An analyst on Tuesday said while United States president Donald Trump's steel and aluminium tariffs are expected to have a limited direct impact on China, countries such as the US' neighbours of Canada and Mexico will feel the pinch.
The comment came after Trump on Monday announced a 25-percent import tax on all steel and aluminium entering the US "with no exception". The measures take effect on March 4.
Vivian Yang, senior analyst at Chinese steel data provider, MySteel, told RTHK that the move will have limited impact on China's steel sector, as Beijing has already shifted away from the US market.
She said the volume of China's steel and aluminium exports are much lower when compared to 2018 when Trump announced an earlier round of steel tariffs.

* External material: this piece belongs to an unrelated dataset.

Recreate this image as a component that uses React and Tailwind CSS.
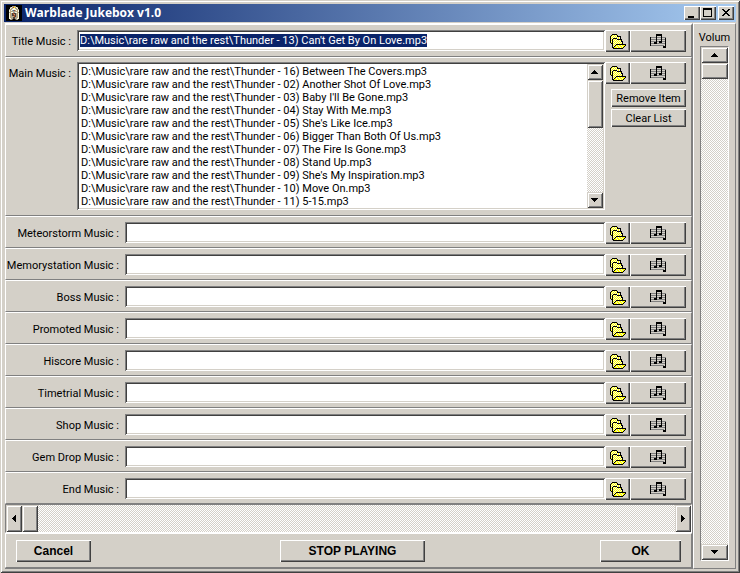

Only some 891,000 tonnes of steel were exported to the US from China last year, accounting for 0.8 percent of the nation's total steel exports in 2024, according to MySteel.
Yang said nations including Canada, Mexico and Brazil will be hit the hardest as they are currently the US’ top suppliers of the two metals.
"Canada may face greater economic recursion as the tariffs could lead to increased production costs and potential job losses in the Canadian steel and aluminium sectors," she said.
However, the Shanghai-based analyst warned that the new tariffs will still have an impact on China's "indirect" steel exports, such as automobiles, ships, and machinery.
"The White House had already imposed a 10 percent additional on all Chinese goods imports. And if Trump's targeted tariffs of up to 60 percent on all Chinese imports he claimed earlier is to be realised, the impact on Chinese manufactured goods would be huge, because almost all Chinese exported products would lose their price advantage and have no export profit," she said.
"Although China is exporting very little steel to the US directly nowadays, some Chinese steel products do make their way into the US by other channels, for example, some are purchased by foreign countries and re-shipped to the US, [so] these transshipment practices will be impacted," she added.
Mainland steel-related shares declined following the latest tariff announcements, with iron and steel manufacturing conglomerates Hesteel Group and Angang Steel's stocks falling over two percent.